#### AIM:
Go through the data below. List every line that holds the word "styles".

#### SOURCE DATA:

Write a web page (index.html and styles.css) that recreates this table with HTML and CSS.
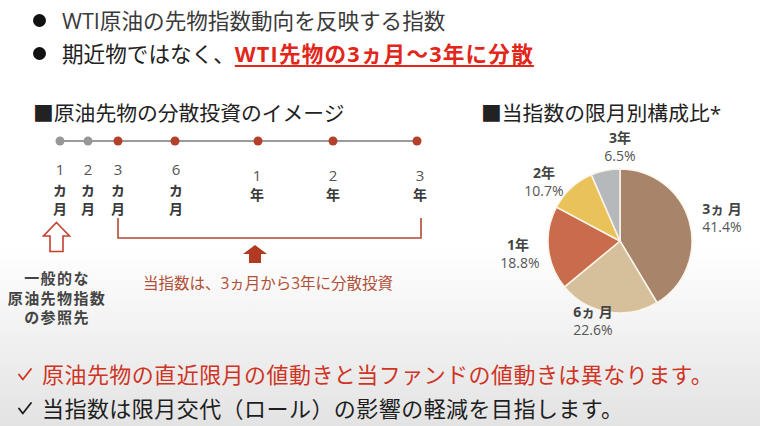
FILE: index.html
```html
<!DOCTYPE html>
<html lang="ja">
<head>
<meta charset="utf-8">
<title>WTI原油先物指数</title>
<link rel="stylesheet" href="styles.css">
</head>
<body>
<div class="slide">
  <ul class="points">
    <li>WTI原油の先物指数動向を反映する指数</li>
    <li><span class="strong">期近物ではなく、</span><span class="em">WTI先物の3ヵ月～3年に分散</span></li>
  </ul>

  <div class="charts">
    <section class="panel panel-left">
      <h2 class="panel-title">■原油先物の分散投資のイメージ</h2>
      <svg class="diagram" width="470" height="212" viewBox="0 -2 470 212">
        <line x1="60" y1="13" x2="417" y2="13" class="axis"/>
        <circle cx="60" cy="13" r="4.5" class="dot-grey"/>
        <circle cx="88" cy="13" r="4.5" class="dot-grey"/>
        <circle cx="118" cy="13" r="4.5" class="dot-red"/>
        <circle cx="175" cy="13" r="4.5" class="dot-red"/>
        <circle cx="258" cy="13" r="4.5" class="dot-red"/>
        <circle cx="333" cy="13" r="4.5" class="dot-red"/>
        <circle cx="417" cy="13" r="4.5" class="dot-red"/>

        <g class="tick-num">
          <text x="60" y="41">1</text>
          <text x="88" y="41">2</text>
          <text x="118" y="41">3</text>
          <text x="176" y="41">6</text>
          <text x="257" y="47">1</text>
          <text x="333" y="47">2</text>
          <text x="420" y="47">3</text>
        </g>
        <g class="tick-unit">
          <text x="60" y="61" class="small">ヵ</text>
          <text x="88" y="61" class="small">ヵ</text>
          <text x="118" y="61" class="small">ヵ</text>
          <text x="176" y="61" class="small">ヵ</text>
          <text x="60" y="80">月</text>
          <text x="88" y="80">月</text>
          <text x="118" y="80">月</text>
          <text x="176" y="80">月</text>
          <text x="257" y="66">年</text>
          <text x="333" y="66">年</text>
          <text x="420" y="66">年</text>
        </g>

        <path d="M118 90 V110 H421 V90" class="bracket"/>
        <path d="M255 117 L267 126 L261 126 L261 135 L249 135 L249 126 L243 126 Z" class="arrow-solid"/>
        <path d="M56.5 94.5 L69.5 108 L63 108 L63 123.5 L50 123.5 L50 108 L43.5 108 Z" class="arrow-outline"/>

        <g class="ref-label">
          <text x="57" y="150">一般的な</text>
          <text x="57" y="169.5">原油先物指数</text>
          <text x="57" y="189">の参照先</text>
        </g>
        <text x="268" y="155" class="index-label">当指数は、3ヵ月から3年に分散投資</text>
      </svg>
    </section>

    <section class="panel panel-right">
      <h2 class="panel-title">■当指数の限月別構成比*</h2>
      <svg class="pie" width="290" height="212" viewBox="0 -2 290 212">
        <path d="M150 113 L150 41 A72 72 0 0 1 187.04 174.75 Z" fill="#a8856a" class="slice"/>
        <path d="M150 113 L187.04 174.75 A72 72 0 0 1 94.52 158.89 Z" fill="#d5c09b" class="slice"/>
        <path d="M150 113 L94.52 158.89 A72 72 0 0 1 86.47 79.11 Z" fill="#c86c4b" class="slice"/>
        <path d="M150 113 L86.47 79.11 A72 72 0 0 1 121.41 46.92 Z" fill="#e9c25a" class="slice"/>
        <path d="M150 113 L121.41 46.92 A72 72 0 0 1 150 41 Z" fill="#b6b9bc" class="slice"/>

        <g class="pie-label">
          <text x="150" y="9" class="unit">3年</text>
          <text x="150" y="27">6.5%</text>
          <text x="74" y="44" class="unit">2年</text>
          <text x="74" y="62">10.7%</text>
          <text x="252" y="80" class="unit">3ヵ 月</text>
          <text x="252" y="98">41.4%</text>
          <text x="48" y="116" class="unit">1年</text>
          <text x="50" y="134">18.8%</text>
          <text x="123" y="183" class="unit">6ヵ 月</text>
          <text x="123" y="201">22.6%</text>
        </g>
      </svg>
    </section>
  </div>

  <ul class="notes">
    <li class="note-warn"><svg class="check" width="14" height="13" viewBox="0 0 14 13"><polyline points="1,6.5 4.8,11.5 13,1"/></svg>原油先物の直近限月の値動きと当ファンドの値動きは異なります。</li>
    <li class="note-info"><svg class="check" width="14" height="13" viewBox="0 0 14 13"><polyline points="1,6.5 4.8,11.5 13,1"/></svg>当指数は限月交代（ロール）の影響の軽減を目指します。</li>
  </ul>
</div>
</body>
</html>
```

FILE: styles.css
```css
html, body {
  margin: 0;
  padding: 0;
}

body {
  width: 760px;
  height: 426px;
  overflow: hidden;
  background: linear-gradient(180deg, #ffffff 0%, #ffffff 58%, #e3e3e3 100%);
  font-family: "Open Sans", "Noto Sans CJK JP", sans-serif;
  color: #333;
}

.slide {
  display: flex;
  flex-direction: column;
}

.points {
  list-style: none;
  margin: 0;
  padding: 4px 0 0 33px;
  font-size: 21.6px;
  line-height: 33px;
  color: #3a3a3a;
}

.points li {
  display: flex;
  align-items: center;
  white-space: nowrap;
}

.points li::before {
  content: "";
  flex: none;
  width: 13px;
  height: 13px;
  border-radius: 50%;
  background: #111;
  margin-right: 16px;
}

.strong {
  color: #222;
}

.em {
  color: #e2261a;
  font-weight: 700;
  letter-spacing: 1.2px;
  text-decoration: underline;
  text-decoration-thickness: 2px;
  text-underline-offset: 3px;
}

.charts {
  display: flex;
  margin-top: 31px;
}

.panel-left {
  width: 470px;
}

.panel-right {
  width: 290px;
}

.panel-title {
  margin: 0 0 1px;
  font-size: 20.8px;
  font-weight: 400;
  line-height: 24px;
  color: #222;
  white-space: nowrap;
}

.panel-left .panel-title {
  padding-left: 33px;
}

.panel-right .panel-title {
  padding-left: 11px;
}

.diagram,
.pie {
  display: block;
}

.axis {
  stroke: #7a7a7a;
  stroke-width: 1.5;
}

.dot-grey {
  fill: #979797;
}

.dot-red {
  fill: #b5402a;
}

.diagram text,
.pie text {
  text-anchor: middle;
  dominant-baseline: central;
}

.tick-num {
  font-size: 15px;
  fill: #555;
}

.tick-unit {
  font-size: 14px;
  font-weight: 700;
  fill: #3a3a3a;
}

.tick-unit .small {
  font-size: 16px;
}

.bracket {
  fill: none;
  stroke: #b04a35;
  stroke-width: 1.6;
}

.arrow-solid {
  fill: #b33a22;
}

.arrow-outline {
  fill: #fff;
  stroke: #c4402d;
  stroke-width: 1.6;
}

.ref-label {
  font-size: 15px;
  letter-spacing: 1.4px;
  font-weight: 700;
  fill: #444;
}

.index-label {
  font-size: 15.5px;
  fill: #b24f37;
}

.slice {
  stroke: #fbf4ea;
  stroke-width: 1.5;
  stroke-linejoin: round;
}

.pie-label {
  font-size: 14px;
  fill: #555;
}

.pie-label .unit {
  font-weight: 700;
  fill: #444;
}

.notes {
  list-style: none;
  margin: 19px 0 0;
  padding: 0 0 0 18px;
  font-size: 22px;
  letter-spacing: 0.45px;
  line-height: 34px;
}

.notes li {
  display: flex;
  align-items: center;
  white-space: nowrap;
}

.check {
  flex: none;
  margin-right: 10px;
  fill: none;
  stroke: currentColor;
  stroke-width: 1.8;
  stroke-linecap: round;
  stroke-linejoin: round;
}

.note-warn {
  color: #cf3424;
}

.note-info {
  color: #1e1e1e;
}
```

#### EXPECTED OUTPUT:
Write a web page (index.html and styles.css) that recreates this table with HTML and CSS.
<link rel="stylesheet" href="styles.css">
FILE: styles.css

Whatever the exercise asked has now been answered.